Where the data below has the string "React", return the whole line.

#### Records with interface code
##########

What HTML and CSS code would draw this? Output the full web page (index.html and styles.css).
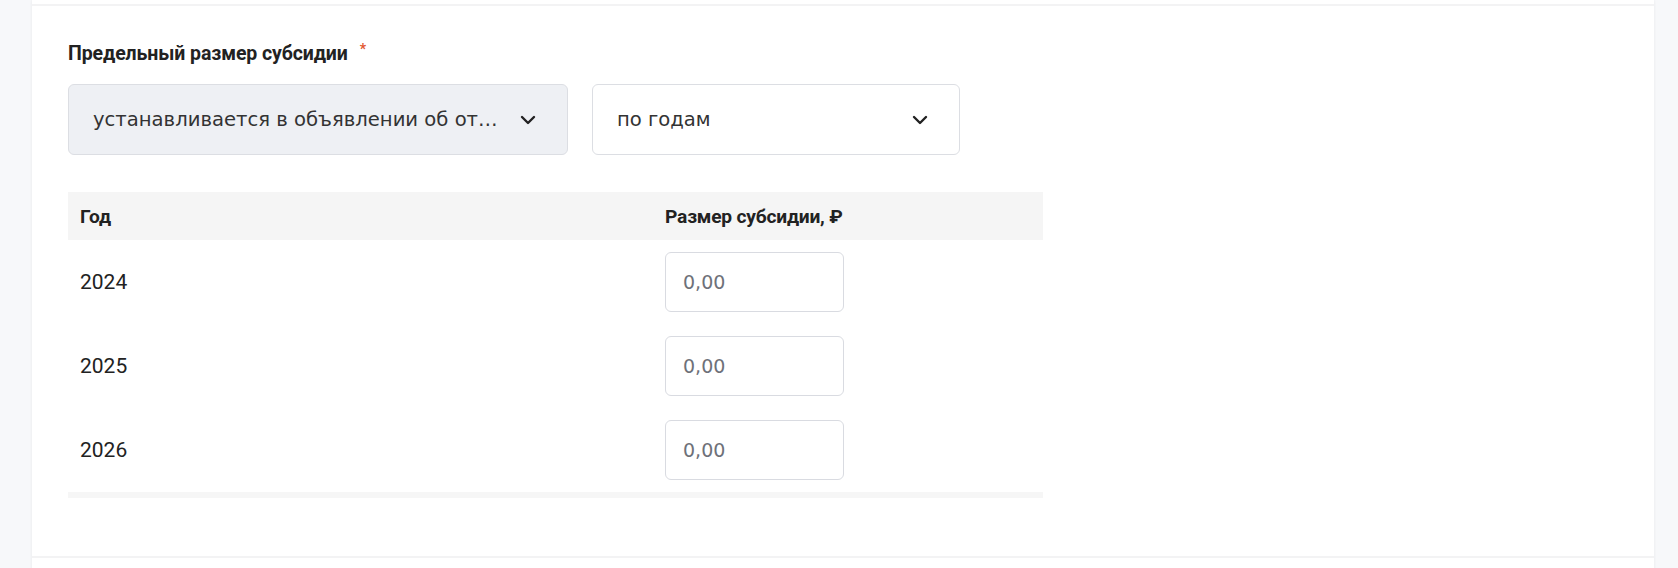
FILE: index.html
```html
<!DOCTYPE html>
<html lang="ru">
<head>
<meta charset="utf-8">
<title>Предельный размер субсидии</title>
<link rel="stylesheet" href="styles.css">
</head>
<body>
<div class="page">
  <div class="card">
    <div class="card-top"></div>
    <div class="card-body">
      <div class="field-label">Предельный размер субсидии<span class="req">*</span></div>
      <div class="selects">
        <div class="select select-disabled">
          <span class="select-text">устанавливается в объявлении об от…</span>
          <svg class="chevron" width="16" height="10" viewBox="0 0 16 10"><path d="M2 2 L8 8 L14 2" fill="none" stroke="#222" stroke-width="2.4" stroke-linecap="round" stroke-linejoin="round"/></svg>
        </div>
        <div class="select select-period">
          <span class="select-text">по годам</span>
          <svg class="chevron" width="16" height="10" viewBox="0 0 16 10"><path d="M2 2 L8 8 L14 2" fill="none" stroke="#222" stroke-width="2.4" stroke-linecap="round" stroke-linejoin="round"/></svg>
        </div>
      </div>
      <div class="table-wrap">
        <table class="years">
          <thead>
            <tr><th class="col-year">Год</th><th>Размер субсидии, ₽</th></tr>
          </thead>
          <tbody>
            <tr><td>2024</td><td><div class="amount">0,00</div></td></tr>
            <tr><td>2025</td><td><div class="amount">0,00</div></td></tr>
            <tr><td>2026</td><td><div class="amount">0,00</div></td></tr>
          </tbody>
        </table>
        <div class="scroll-track"></div>
      </div>
    </div>
    <div class="card-footer"></div>
  </div>
</div>
</body>
</html>
```
FILE: styles.css
```css
html, body {
  margin: 0;
  padding: 0;
  background: #f7f8fa;
  height: 100%;
}

.page {
  padding: 0 24px 0 32px;
  height: 568px;
  overflow: hidden;
}

.card {
  background: #ffffff;
  box-shadow: 0 0 3px rgba(0, 0, 0, 0.07);
  min-height: 568px;
}

.card-top {
  height: 4px;
  border-bottom: 2px solid #f3f3f4;
}

.card-body {
  padding: 31px 36px 58px 36px;
}

.field-label {
  font-family: Roboto, "Liberation Sans", sans-serif;
  font-weight: 700;
  font-size: 19.5px;
  line-height: 24px;
  color: #222222;
  letter-spacing: -0.1px;
}

.req {
  color: #e2572f;
  font-size: 14px;
  font-weight: 700;
  vertical-align: 6px;
  margin-left: 12px;
}

.selects {
  display: flex;
  gap: 24px;
  margin-top: 18px;
}

.select {
  box-sizing: border-box;
  height: 71px;
  border: 1px solid #dcdee3;
  border-radius: 6px;
  display: flex;
  align-items: center;
  justify-content: space-between;
  padding: 0 31px 0 24px;
  font-family: "DejaVu Sans", Verdana, sans-serif;
  font-size: 19.6px;
  color: #333333;
}

.select-disabled {
  width: 500px;
  background: #eef0f4;
}

.select-period {
  width: 368px;
  background: #ffffff;
}

.select-text {
  white-space: nowrap;
}

.chevron {
  flex: none;
  display: block;
}

.table-wrap {
  width: 975px;
  margin-top: 37px;
}

.years {
  width: 100%;
  border-collapse: collapse;
  table-layout: fixed;
  font-family: Roboto, "Liberation Sans", sans-serif;
  color: #222222;
}

.years th {
  box-sizing: border-box;
  background: #f5f5f5;
  height: 48px;
  padding: 0 12px;
  text-align: left;
  font-weight: 700;
  font-size: 19.2px;
  letter-spacing: -0.2px;
}

.years th.col-year {
  width: 60%;
}

.years td {
  padding: 12px;
  font-size: 21px;
  vertical-align: middle;
}

.amount {
  box-sizing: border-box;
  width: 179px;
  height: 60px;
  border: 1px solid #d9dbe1;
  border-radius: 6px;
  display: flex;
  align-items: center;
  padding-left: 17px;
  font-family: "DejaVu Sans", Verdana, sans-serif;
  font-size: 19px;
  color: #6e7179;
}

.scroll-track {
  height: 6px;
  background: #f6f6f6;
}

.card-footer {
  border-top: 2px solid #f3f3f4;
  height: 20px;
}
```
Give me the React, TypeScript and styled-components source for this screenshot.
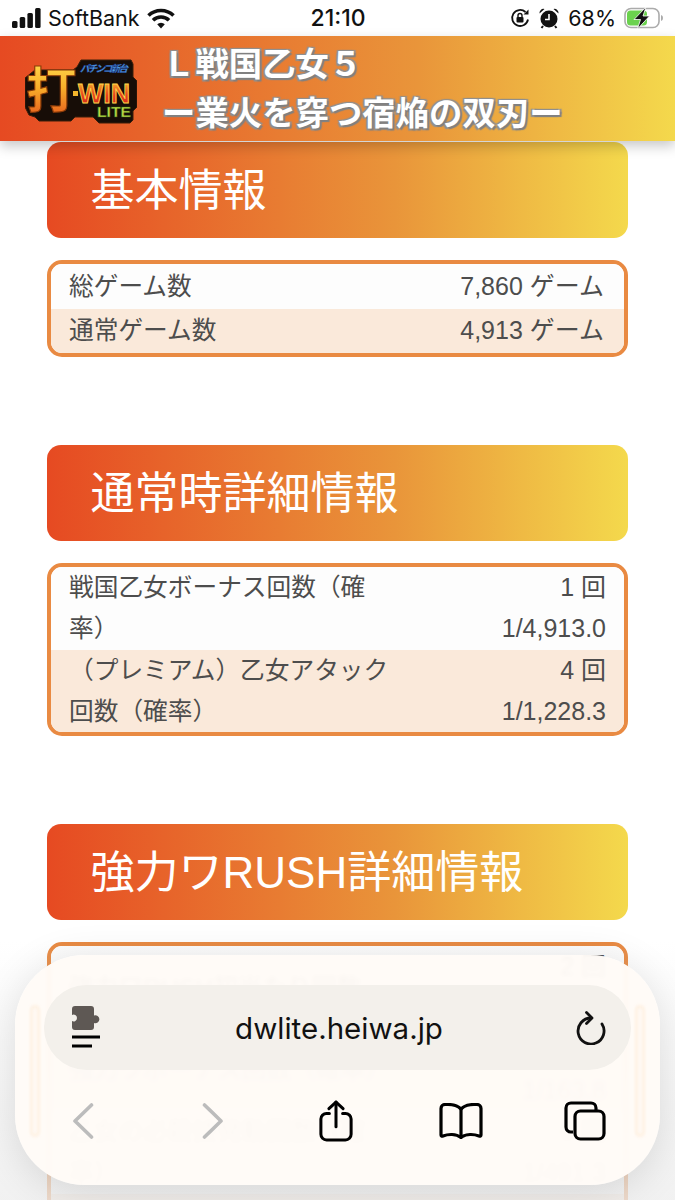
import React from 'react';
import styled, { createGlobalStyle } from 'styled-components';

const GlobalStyle = createGlobalStyle`
  html, body {
    margin: 0;
    padding: 0;
    background: #fff;
  }
  * {
    box-sizing: border-box;
  }
`;

const Page = styled.div`
  position: relative;
  width: 675px;
  height: 1200px;
  overflow: hidden;
  background: #fff;
  font-family: "Liberation Sans", "Noto Sans CJK JP", sans-serif;
`;

const StatusBar = styled.div`
  display: grid;
  grid-template-columns: 1fr auto 1fr;
  align-items: center;
  height: 36px;
  padding: 0 11px 0 12px;
  font-family: Inter, "Liberation Sans", sans-serif;
  font-size: 21.5px;
  color: #111;
`;

const StatusLeft = styled.div`
  display: flex;
  align-items: center;
  gap: 7px;
`;

const StatusRight = styled.div`
  display: flex;
  align-items: center;
  justify-content: flex-end;
  gap: 8px;
`;

const Clock = styled.div`
  font-size: 23px;
  font-weight: 500;
`;

const Header = styled.header`
  position: relative;
  z-index: 2;
  display: flex;
  align-items: center;
  height: 105px;
  padding-left: 25px;
  gap: 25px;
  background: linear-gradient(90deg, #e64a22 0%, #e9953a 62%, #f4d94c 100%);
  box-shadow: 0 5px 12px rgba(0, 0, 0, 0.22);
`;

const HeaderTitle = styled.h1`
  margin: 0;
  font-size: 33.4px;
  line-height: 49px;
  font-weight: 700;
  color: #fff;
  white-space: nowrap;
  text-shadow: 2px 2px 1px #808080, -1.5px -1.5px 1px #909090, 2px -1.5px 1px #909090, -1.5px 2px 1px #909090;
`;

const Content = styled.main`
  padding: 1px 47px 0;
`;

const Section = styled.section`
  margin-bottom: 88px;
`;

const SectionTitle = styled.h2`
  display: flex;
  align-items: center;
  height: 96px;
  margin: 0 0 22px;
  padding: 0 0 7px 43.5px;
  border-radius: 14px;
  font-size: 44px;
  font-weight: 400;
  color: #fff;
  background: linear-gradient(90deg, #e64a22 0%, #e9953a 60%, #f4d94c 100%);
`;

const Table = styled.div`
  border: 4px solid #e98a42;
  border-radius: 15px;
  overflow: hidden;
`;

const Row = styled.div<{ $alt?: boolean }>`
  display: grid;
  grid-template-columns: 325px 1fr;
  align-items: center;
  min-height: 44.5px;
  padding: 0 18px;
  font-size: 24.7px;
  line-height: 41.25px;
  color: #4d4d4d;
  background: ${props => (props.$alt ? '#fae9da' : '#fdfdfd')};
`;

const Value = styled.div<{ $inset?: boolean }>`
  text-align: right;
  font-size: 25px;
  margin-right: ${props => (props.$inset ? '2px' : '0')};
`;

const BottomFog = styled.div`
  position: absolute;
  z-index: 2;
  left: 0;
  right: 0;
  top: 940px;
  bottom: 0;
  background: linear-gradient(180deg, rgba(238, 238, 238, 0) 0%, rgba(238, 238, 238, 0.35) 40%, rgba(238, 238, 238, 0.8) 100%);
`;

const Sheet = styled.div`
  position: absolute;
  z-index: 3;
  left: 15px;
  top: 955px;
  width: 645px;
  height: 230px;
  padding: 30px 29px 0;
  border-radius: 70px;
  background: rgba(255, 251, 247, 0.965);
  box-shadow: 0 6px 40px rgba(0, 0, 0, 0.12);
  backdrop-filter: blur(2px);
`;

const EdgeGlow = styled.div<{ $side: 'left' | 'right' }>`
  position: absolute;
  top: 50px;
  ${props => props.$side}: 15px;
  width: 10px;
  height: 132px;
  border-radius: 6px;
  border: 3px solid rgba(245, 170, 90, 0.14);
  filter: blur(1.5px);
`;

const UrlBar = styled.div`
  display: flex;
  align-items: center;
  justify-content: space-between;
  height: 85px;
  padding: 0 25px 0 28px;
  border-radius: 43px;
  background: #f3f0eb;
`;

const UrlText = styled.div`
  font-family: Inter, "Liberation Sans", sans-serif;
  font-size: 29.5px;
  color: #111;
`;

const Toolbar = styled.div`
  display: grid;
  grid-template-columns: 130px 130px 115px 136px 112px;
  justify-items: center;
  align-items: center;
  height: 102px;
  margin-left: -26px;
`;

const Logo = () => (
  <svg width="112" height="78" viewBox="0 -8 112 78">
    <defs>
      <linearGradient id="gold" x1="0" y1="0" x2="0" y2="1">
        <stop offset="0" stopColor="#ffe75a" />
        <stop offset="0.5" stopColor="#f9b02a" />
        <stop offset="1" stopColor="#e2501b" />
      </linearGradient>
      <linearGradient id="red" x1="0" y1="0" x2="0" y2="1">
        <stop offset="0" stopColor="#f9c52f" />
        <stop offset="0.55" stopColor="#e8401c" />
        <stop offset="1" stopColor="#c9201a" />
      </linearGradient>
    </defs>
    <path
      d="M10 12h38l4-3 4-7h50l2 4v13l4 4v26l-4 4v9l-3 3H74l-6-6H50l-4 4H14l-4-4-6-2-4-8V20z"
      fill="#170d07"
      stroke="#3b1e0a"
      strokeWidth="1"
    />
    <text x="79" y="14" textAnchor="middle" fontSize="9.5" fontWeight="700" fontStyle="italic" fill="#5db2f5" stroke="#1d3f8f" strokeWidth="0.5" fontFamily="'Noto Sans CJK JP', sans-serif" textLength="48">
      パチンコ新台
    </text>
    <text
      transform="translate(1 50) scale(1.15 1.1)"
      fontSize="44"
      fontWeight="700"
      fill="url(#gold)"
      stroke="#8a3a08"
      strokeWidth="1"
      fontFamily="'Noto Sans CJK JP', sans-serif"
    >
      打
    </text>
    <rect x="48" y="33" width="5" height="5" fill="#f4b52c" />
    <text x="53" y="45" fontSize="27" fontWeight="700" fill="url(#red)" stroke="#ffd54a" strokeWidth="0.9" fontFamily="'Liberation Sans', sans-serif" textLength="52" lengthAdjust="spacingAndGlyphs">
      WIN
    </text>
    <text x="72" y="59" fontSize="14.5" fontWeight="700" fill="#c3e04a" stroke="#2b5a12" strokeWidth="0.5" fontFamily="'Liberation Sans', sans-serif" textLength="34" lengthAdjust="spacingAndGlyphs">
      LITE
    </text>
  </svg>
);

const SignalIcon = () => (
  <svg width="29" height="20" viewBox="0 0 29 20" fill="#111">
    <rect x="0" y="13" width="5.500" height="7" rx="1.500" />
    <rect x="7.700" y="9" width="5.500" height="11" rx="1.500" />
    <rect x="15.400" y="5" width="5.500" height="15" rx="1.500" />
    <rect x="23.100" y="0" width="5.500" height="20" rx="1.500" />
  </svg>
);

const WifiIcon = () => (
  <svg width="28" height="21" viewBox="0 0 28 21" fill="none" stroke="#111" strokeWidth="3.6">
    <path d="M1.500 7.500a18 18 0 0 1 25 0" />
    <path d="M6 12.200a11.500 11.500 0 0 1 16 0" />
    <path d="M14 20.500l-3.800-4.200a5.400 5.400 0 0 1 7.600 0z" fill="#111" stroke="none" />
  </svg>
);

const RotationLockIcon = () => (
  <svg width="20" height="20" viewBox="0 0 20 20" fill="none">
    <path d="M18 11.500A8 8 0 1 1 15.500 4" stroke="#111" strokeWidth="1.800" />
    <path d="M18.500 1.500v5h-5z" fill="#111" />
    <rect x="6.500" y="9" width="7" height="5.500" rx="1" fill="#111" />
    <path d="M8 9V7.500a2 2 0 0 1 4 0V9" stroke="#111" strokeWidth="1.400" />
  </svg>
);

const AlarmIcon = () => (
  <svg width="22" height="22" viewBox="0 0 22 22" fill="none">
    <circle cx="11" cy="12" r="8.500" fill="#111" />
    <path d="M1.500 6.500a4 4 0 0 1 5-4.500zM20.500 6.500a4 4 0 0 0-5-4.500z" fill="#111" />
    <path d="M11 7v5.500H7" stroke="#fff" strokeWidth="1.600" />
    <path d="M5 19l-1.500 2M17 19l1.500 2" stroke="#111" strokeWidth="2" />
  </svg>
);

const BatteryIcon = () => (
  <svg width="40" height="22" viewBox="0 0 40 22" fill="none">
    <rect x="1" y="1.500" width="34" height="19" rx="6" stroke="#ababab" strokeWidth="1.600" />
    <rect x="3" y="3.500" width="20" height="15" rx="3.500" fill="#6bd24e" />
    <path d="M37 8v6a3 3 0 0 0 2-3 3 3 0 0 0-2-3z" fill="#ababab" />
    <path d="M22 0L10 12.500h6.500L13.500 22l12-13h-6.500z" fill="#111" stroke="#fff" strokeWidth="0.800" />
  </svg>
);

const PuzzleMenuIcon = () => (
  <svg width="30" height="44" viewBox="0 0 30 44" fill="none">
    <path
      d="M3 0h16a3 3 0 0 1 3 3v6.500a4 4 0 1 1 0 7.500V21a3 3 0 0 1-3 3H3a3 3 0 0 1-3-3v-6a3.400 3.400 0 1 0 0-6V3a3 3 0 0 1 3-3z"
      fill="#5e5854"
    />
    <path d="M0 31h28M0 40h20" stroke="#000" strokeWidth="3.200" />
  </svg>
);

const ReloadIcon = () => (
  <svg width="30" height="34" viewBox="0 0 30 34" fill="none" stroke="#111" strokeWidth="2.800" strokeLinecap="round" strokeLinejoin="round">
    <path d="M15 7a13 13 0 1 0 11 6" />
    <path d="M10.500 1.500L16 7l-5.500 5.500" />
  </svg>
);

const ChevronIcon = ({ dir }: { dir: 'left' | 'right' }) => (
  <svg width="22" height="36" viewBox="0 0 22 36" fill="none" stroke="#bcbcbc" strokeWidth="3.600" strokeLinecap="round" strokeLinejoin="round">
    <path d={dir === 'left' ? 'M19.500 2L3 18l16.500 16' : 'M2.500 2L19 18 2.500 34'} />
  </svg>
);

const ShareIcon = () => (
  <svg width="34" height="42" viewBox="0 0 36 44" fill="none" stroke="#000" strokeWidth="3.200" strokeLinecap="round" strokeLinejoin="round">
    <path d="M11 14H8a6 6 0 0 0-6 6v16a6 6 0 0 0 6 6h20a6 6 0 0 0 6-6V20a6 6 0 0 0-6-6h-3" />
    <path d="M18 28V2" />
    <path d="M10.500 9L18 2l7.500 7" />
  </svg>
);

const BookIcon = () => (
  <svg width="44" height="36" viewBox="0 0 44 36" fill="none" stroke="#000" strokeWidth="3.200" strokeLinecap="round" strokeLinejoin="round">
    <path d="M22 6c-3-3-7-4.500-13-4.500H6a4 4 0 0 0-4 4V32c0 1 .8 1.500 2 1 5-2 13-2.500 18 1.500 5-4 13-3.500 18-1.500 1.200.5 2 0 2-1V5.500a4 4 0 0 0-4-4h-3C29 1.500 25 3 22 6z" />
    <path d="M22 6v28" />
  </svg>
);

const TabsIcon = () => (
  <svg width="42" height="40" viewBox="0 0 42 40" fill="none" stroke="#000" strokeWidth="3.200" strokeLinejoin="round">
    <path d="M9 31H7a5 5 0 0 1-5-5V7a5 5 0 0 1 5-5h20a5 5 0 0 1 5 5v2" />
    <rect x="11" y="10" width="29" height="28" rx="5.500" />
  </svg>
);

const sections = [
  {
    title: '基本情報',
    inset: true,
    rows: [
      { label: '総ゲーム数', value: ['7,860 ゲーム'] },
      { label: '通常ゲーム数', value: ['4,913 ゲーム'] },
    ],
  },
  {
    title: '通常時詳細情報',
    rows: [
      { label: '戦国乙女ボーナス回数（確率）', value: ['1 回', '1/4,913.0'] },
      { label: '（プレミアム）乙女アタック回数（確率）', value: ['4 回', '1/1,228.3'] },
    ],
  },
  {
    title: '強力ワRUSH詳細情報',
    rows: [
      { label: '強力ワRUSH初当たり回数', value: ['2 回', '1/2,456.5'] },
      { label: '強力ワボーナス回数（確率）', value: ['18 回', '1/163.8'] },
      { label: '乙女の必殺技発動回数（確率）', value: ['6 回', '1/491.3'] },
      // the next row is cropped by the bottom of the page
      { label: '', value: [] },
    ],
  },
];

export default function App() {
  return (
    <Page>
      <GlobalStyle />
      <StatusBar>
        <StatusLeft>
          <SignalIcon />
          <span>SoftBank</span>
          <WifiIcon />
        </StatusLeft>
        <Clock>21:10</Clock>
        <StatusRight>
          <RotationLockIcon />
          <AlarmIcon />
          <span>68%</span>
          <BatteryIcon />
        </StatusRight>
      </StatusBar>
      <Header>
        <Logo />
        <HeaderTitle>
          Ｌ戦国乙女５
          <br />
          ー業火を穿つ宿焔の双刃ー
        </HeaderTitle>
      </Header>
      <Content>
        {sections.map(section => (
          <Section key={section.title}>
            <SectionTitle>{section.title}</SectionTitle>
            <Table>
              {section.rows.map((row, i) => (
                <Row key={row.label} $alt={i % 2 === 1}>
                  <div>{row.label}</div>
                  <Value $inset={section.inset}>
                    {row.value.map(line => (
                      <div key={line}>{line}</div>
                    ))}
                  </Value>
                </Row>
              ))}
            </Table>
          </Section>
        ))}
      </Content>
      <BottomFog />
      <Sheet>
        <EdgeGlow $side="left" />
        <EdgeGlow $side="right" />
        <UrlBar>
          <PuzzleMenuIcon />
          <UrlText>dwlite.heiwa.jp</UrlText>
          <ReloadIcon />
        </UrlBar>
        <Toolbar>
          <ChevronIcon dir="left" />
          <ChevronIcon dir="right" />
          <ShareIcon />
          <BookIcon />
          <TabsIcon />
        </Toolbar>
      </Sheet>
    </Page>
  );
}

##########

#### Result of this task
Give me the React, TypeScript and styled-components source for this screenshot.
import React from 'react';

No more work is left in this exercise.